Using the data below, determine the number of lines that include the string "components". Write only that number.

========

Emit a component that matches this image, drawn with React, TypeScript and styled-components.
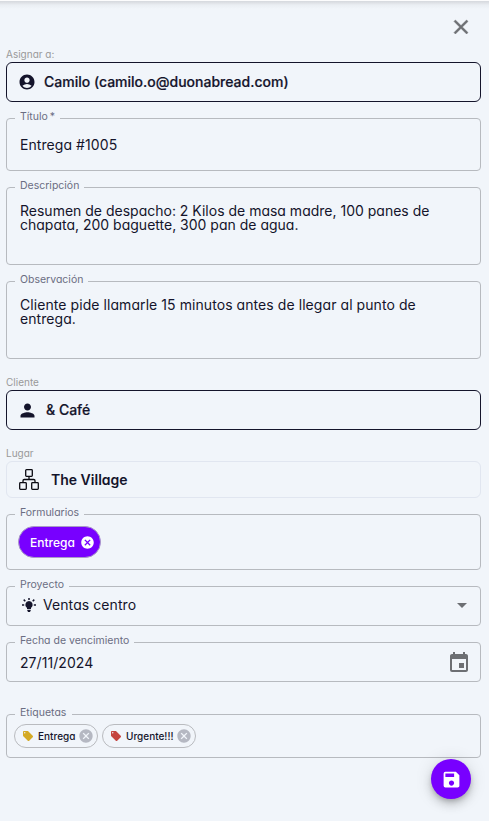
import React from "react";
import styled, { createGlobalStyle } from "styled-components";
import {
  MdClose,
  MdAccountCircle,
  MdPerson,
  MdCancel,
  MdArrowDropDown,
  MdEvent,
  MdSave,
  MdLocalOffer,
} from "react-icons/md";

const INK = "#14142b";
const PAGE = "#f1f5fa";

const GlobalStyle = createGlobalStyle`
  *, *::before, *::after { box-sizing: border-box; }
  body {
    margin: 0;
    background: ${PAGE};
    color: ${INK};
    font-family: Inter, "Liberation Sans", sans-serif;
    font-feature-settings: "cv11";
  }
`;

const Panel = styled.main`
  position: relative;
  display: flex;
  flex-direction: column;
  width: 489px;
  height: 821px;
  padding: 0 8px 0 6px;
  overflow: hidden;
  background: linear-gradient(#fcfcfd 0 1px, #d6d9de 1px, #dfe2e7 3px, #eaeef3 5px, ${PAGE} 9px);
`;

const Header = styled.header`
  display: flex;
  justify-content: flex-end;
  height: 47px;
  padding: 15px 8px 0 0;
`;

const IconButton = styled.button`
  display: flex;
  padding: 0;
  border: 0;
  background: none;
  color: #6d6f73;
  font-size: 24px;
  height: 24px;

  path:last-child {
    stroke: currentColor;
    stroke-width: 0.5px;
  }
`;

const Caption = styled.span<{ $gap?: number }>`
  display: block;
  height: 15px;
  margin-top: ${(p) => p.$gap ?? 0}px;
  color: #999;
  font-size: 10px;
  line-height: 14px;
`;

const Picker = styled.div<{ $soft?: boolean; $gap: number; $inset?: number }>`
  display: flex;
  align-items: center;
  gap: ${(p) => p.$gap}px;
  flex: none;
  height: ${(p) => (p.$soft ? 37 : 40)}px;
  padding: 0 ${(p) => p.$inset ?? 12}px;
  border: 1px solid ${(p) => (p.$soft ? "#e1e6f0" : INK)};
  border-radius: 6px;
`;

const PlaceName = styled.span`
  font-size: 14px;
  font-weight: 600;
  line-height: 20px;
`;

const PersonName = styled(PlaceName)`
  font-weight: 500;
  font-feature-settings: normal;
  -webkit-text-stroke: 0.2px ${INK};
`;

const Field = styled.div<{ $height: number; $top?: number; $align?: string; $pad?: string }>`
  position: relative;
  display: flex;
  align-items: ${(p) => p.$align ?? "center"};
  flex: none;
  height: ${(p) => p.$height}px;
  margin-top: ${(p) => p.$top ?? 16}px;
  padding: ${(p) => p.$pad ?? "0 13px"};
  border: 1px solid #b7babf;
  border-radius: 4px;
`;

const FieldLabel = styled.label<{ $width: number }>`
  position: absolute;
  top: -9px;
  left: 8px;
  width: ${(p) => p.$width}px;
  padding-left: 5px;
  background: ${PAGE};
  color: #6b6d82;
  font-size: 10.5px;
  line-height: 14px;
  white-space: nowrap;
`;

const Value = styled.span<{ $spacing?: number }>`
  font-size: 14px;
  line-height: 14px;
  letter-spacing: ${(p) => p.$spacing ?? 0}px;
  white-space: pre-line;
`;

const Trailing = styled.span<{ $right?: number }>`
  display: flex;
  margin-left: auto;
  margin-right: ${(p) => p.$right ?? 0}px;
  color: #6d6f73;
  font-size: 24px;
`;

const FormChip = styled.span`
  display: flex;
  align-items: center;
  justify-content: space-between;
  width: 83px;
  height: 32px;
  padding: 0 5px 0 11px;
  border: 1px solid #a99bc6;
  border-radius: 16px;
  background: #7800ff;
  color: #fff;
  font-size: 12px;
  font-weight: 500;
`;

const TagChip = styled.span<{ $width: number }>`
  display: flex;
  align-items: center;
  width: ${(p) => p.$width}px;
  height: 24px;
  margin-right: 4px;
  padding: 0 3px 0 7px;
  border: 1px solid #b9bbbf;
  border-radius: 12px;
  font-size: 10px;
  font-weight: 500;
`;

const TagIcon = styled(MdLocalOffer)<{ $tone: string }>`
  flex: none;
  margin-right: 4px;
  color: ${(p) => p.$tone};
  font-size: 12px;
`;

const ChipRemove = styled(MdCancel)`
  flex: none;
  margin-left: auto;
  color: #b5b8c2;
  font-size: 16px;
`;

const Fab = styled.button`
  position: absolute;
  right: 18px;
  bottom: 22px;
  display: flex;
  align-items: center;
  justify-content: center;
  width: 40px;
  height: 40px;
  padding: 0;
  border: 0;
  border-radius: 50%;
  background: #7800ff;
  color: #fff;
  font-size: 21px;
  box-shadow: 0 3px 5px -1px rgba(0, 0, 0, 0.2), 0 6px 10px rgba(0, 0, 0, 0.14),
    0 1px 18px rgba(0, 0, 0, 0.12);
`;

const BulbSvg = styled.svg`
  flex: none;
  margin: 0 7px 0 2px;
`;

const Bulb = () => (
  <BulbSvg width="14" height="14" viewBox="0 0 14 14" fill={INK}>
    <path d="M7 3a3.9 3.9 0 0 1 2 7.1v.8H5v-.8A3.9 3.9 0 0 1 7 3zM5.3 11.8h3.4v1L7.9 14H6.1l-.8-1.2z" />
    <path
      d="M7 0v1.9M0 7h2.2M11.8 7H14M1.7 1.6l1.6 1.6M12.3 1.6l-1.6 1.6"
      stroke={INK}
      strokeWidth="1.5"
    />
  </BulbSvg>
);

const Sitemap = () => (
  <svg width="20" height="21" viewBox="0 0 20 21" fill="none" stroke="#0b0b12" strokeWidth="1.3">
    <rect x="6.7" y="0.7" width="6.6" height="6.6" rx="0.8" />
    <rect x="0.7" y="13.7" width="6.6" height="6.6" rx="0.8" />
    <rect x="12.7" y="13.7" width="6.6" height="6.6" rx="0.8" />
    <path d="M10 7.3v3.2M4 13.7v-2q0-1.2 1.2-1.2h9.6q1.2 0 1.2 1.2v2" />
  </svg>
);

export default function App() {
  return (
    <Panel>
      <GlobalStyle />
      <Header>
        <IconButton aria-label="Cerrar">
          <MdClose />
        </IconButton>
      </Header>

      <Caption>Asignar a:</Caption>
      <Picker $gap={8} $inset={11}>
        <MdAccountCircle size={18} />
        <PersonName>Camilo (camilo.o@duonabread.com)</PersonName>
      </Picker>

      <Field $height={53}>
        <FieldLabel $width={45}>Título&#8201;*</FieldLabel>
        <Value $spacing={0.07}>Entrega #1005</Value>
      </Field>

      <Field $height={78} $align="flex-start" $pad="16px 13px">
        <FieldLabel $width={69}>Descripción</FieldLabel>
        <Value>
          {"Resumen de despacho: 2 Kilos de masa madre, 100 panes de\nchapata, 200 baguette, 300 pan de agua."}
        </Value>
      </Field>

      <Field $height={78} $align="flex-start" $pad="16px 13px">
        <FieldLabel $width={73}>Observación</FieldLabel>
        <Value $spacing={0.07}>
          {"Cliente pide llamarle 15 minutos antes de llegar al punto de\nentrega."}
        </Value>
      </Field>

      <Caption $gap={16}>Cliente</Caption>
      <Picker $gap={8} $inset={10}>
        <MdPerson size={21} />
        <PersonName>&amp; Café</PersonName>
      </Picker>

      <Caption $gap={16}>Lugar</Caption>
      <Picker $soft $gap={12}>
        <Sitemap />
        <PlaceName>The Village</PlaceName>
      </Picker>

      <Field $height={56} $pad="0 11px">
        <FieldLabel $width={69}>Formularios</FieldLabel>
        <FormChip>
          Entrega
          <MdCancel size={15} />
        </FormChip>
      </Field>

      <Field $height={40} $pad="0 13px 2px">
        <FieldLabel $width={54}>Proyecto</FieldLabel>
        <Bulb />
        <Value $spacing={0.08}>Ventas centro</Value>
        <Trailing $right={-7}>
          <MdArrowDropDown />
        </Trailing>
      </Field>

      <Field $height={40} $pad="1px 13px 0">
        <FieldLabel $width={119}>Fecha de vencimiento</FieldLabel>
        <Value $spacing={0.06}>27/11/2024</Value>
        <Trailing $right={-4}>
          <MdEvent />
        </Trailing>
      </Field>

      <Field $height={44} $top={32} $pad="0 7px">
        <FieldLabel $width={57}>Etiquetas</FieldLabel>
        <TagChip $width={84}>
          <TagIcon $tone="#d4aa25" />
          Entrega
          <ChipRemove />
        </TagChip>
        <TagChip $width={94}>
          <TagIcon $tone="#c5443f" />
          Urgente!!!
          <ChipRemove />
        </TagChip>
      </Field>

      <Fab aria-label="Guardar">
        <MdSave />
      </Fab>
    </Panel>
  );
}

========

» **Result**:
2